Assises par terre, lui sur une malle (on reste sans le faire exprès dans une configuration de concert), on enchaîne les morceaux coupés de quelques discussions futiles. Je l’écoute, j’essaye de fixer mon regard sur lui mais l’endroit est tellement merveilleux que je ne peux m’empêcher de regarder partout comme une enfant à Disneyland.

Pete n’est pas dans sa meilleure forme c’est vrai mais il tient à le faire pour nous, pour “ses supers fans” comme il dit. Au bout de quelques morceaux (on en a eu plus que ce que l’on avait demandé), je vois qu’il est fatigué et je propose que l’on s’en aille, plus part politesse que par envie. Il est 3 heures du mat’, dans cinq heures je bosse, j’ai aussi eu un sursaut de responsabilité mais lui insiste : on doit rester. Il s’excuse encore mille fois, nous fait mille hugs, nous dit qu’il est chanceux d’avoir de tels fans… Nous prenons tout de même le chemin de la sortie.

Et là, il se rend compte de l’heure tardive, et le côté grand frère que j’avais perçu revient à la charge : il est bien trop tard pour que deux jeunes filles rentrent seules, il nous propose de nous payer le taxi. On refuse poliment considérant qu’on avait été assez gâtées tout de même. Il nous retient encore à nouveau avec des hugs et des mots tout gentils. Mais cette fois-ci, c’est bien terminé. Il nous invite à revenir dès que l’envie nous prend, bien entendu on sait que ce ne sont que des mots et que nous ne tenterions jamais de revenir.

Dire que j’en suis sortie chamboulée ne serait mentir. Non, j’en suis ressortie juste heureuse.
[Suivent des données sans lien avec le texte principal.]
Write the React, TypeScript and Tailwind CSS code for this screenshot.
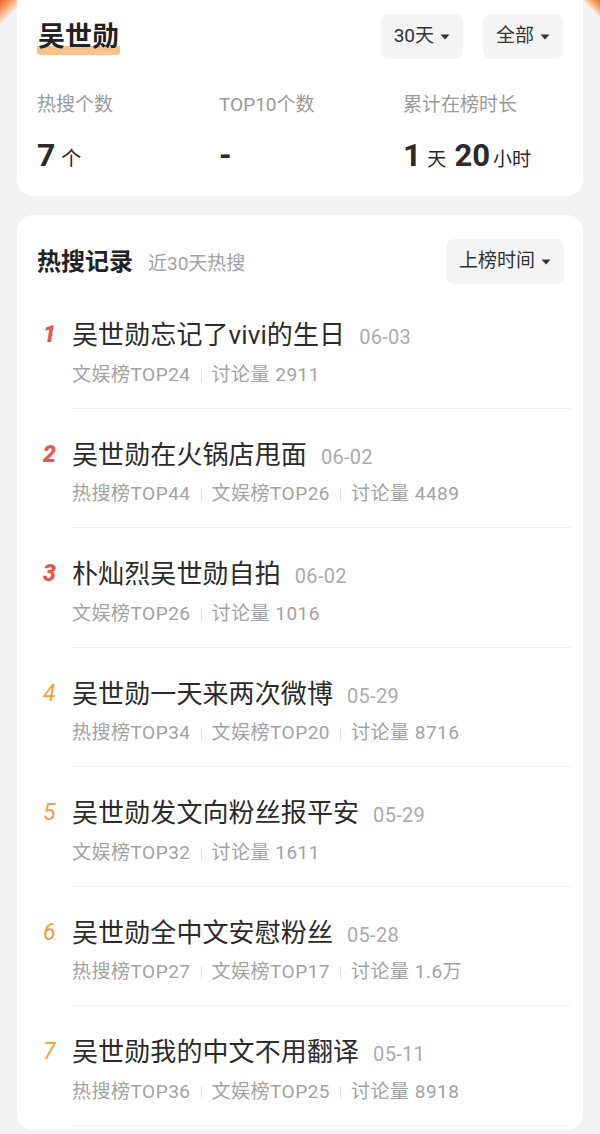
type Item = {
  rank: number;
  title: string;
  date: string;
  tags: string[];
};

const items: Item[] = [
  { rank: 1, title: "吴世勋忘记了vivi的生日", date: "06-03", tags: ["文娱榜TOP24", "讨论量 2911"] },
  { rank: 2, title: "吴世勋在火锅店甩面", date: "06-02", tags: ["热搜榜TOP44", "文娱榜TOP26", "讨论量 4489"] },
  { rank: 3, title: "朴灿烈吴世勋自拍", date: "06-02", tags: ["文娱榜TOP26", "讨论量 1016"] },
  { rank: 4, title: "吴世勋一天来两次微博", date: "05-29", tags: ["热搜榜TOP34", "文娱榜TOP20", "讨论量 8716"] },
  { rank: 5, title: "吴世勋发文向粉丝报平安", date: "05-29", tags: ["文娱榜TOP32", "讨论量 1611"] },
  { rank: 6, title: "吴世勋全中文安慰粉丝", date: "05-28", tags: ["热搜榜TOP27", "文娱榜TOP17", "讨论量 1.6万"] },
  { rank: 7, title: "吴世勋我的中文不用翻译", date: "05-11", tags: ["热搜榜TOP36", "文娱榜TOP25", "讨论量 8918"] },
];

function Caret() {
  return (
    <svg width="10" height="6" viewBox="0 0 10 6" className="ml-[6px]">
      <path d="M0.5 0.5h9L5 5.5z" fill="#333" />
    </svg>
  );
}

function DropButton({ label }: { label: string }) {
  return (
    <button
      type="button"
      className="flex h-[45px] items-center rounded-[8px] bg-[#f4f4f4] px-[13px] text-[19px] text-[#333]"
    >
      {label}
      <Caret />
    </button>
  );
}

function Stat({ label, children }: { label: string; children: React.ReactNode }) {
  return (
    <div>
      <div className="h-[24px] text-[19px] leading-[24px] text-[#9a9a9a]">{label}</div>
      <div className="mt-[14px] flex h-[34px] items-baseline text-[#2a2a2a]">{children}</div>
    </div>
  );
}

function Row({ item }: { item: Item }) {
  const top = item.rank <= 3;
  return (
    <div className="flex">
      <div
        className={`w-[35px] pl-[6px] pt-[30px] text-[23px] leading-[32px] italic ${
          top ? "font-black text-[#e4594b]" : "font-normal text-[#f0a044]"
        }`}
      >
        {item.rank}
      </div>
      <div className="flex-1 border-b border-[#eeeeee] pt-[30px] pb-[20.5px]">
        <div className="flex h-[32px] items-baseline">
          <span className="text-[26px] leading-[32px] tracking-[0.1px] text-[#2b2b2b]">{item.title}</span>
          <span className="ml-[14px] text-[20px] tracking-[0.3px] text-[#ababab]">{item.date}</span>
        </div>
        <div className="mt-[12px] flex h-[24px] items-center text-[19px] tracking-[0.5px] text-[#a3a3a3]">
          {item.tags.map((t, i) => (
            <div key={t} className="flex items-center">
              {i > 0 && <span className="mx-[10px] h-[13px] w-px bg-[#e2e2e2]" />}
              <span>{t}</span>
            </div>
          ))}
        </div>
      </div>
    </div>
  );
}

export default function App() {
  return (
    <div className="min-h-[1134px] bg-[#f3f3f3] bg-[linear-gradient(135deg,#ee6326_0px,#f6a36b_9px,transparent_18px),linear-gradient(225deg,#ee6a2c_0px,#f5a060_6px,transparent_13px)] px-[17px] pb-[4px] font-['Roboto','Noto_Sans_CJK_SC',sans-serif]">
      <div className="rounded-b-[16px] bg-white px-[20px] pt-[14px] pb-[31px]">
        <div className="flex items-center justify-between">
          <h1 className="inline-block rounded-[3px] bg-[linear-gradient(transparent_76%,#f8c28c_76%)] px-[1px] text-[27px] leading-[36px] font-bold text-[#222]">
            吴世勋
          </h1>
          <div className="flex gap-[20px]">
            <DropButton label="30天" />
            <DropButton label="全部" />
          </div>
        </div>

        <div className="mt-[34px] grid grid-cols-[182px_184px_1fr]">
          <Stat label="热搜个数">
            <span className="text-[32px] font-bold">7</span>
            <span className="ml-[6px] text-[20px]">个</span>
          </Stat>
          <Stat label="TOP10个数">
            <span className="text-[32px] font-bold">-</span>
          </Stat>
          <Stat label="累计在榜时长">
            <span className="text-[32px] font-bold">1</span>
            <span className="ml-[6px] mr-[8px] text-[19px]">天</span>
            <span className="text-[31px] font-bold">20</span>
            <span className="ml-[3px] text-[19px]">小时</span>
          </Stat>
        </div>
      </div>

      <div className="mt-[19px] rounded-[16px] bg-white pt-[24px] pb-[4px] pl-[20px] pr-[12px]">
        <div className="flex items-center justify-between pr-[7px]">
          <div className="flex items-baseline">
            <h2 className="text-[24px] font-bold text-[#222]">热搜记录</h2>
            <span className="ml-[15px] text-[19px] text-[#a3a3a3]">近30天热搜</span>
          </div>
          <DropButton label="上榜时间" />
        </div>
        <div className="mt-[5px]">
          {items.map((it) => (
            <Row key={it.rank} item={it} />
          ))}
        </div>
      </div>
    </div>
  );
}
Heureuse d’avoir eu raison dès le début sur cette personne, heureuse de ne pas avoir trop écouté les ragots, heureuse d’être fan. Et puis bien entendu, heureuse de m’être sentie privilégiée.
Ce moment était unique, je le sais. Nous n’avons pris aucune photo, volé aucun objet, les seuls souvenirs que j’ai sont dans ma tête. Parfois je me demande si je n’ai pas imaginé tout ça et parfois quand je raconte l’histoire, moi-même je ne me crois même pas. J’essaie de montrer aux gens que cet artiste est quelqu’un qui mérite qu’on aille au delà de ce qu’on croit savoir sur lui.

Tout le monde pense connaître Peter Doherty, c’est faux.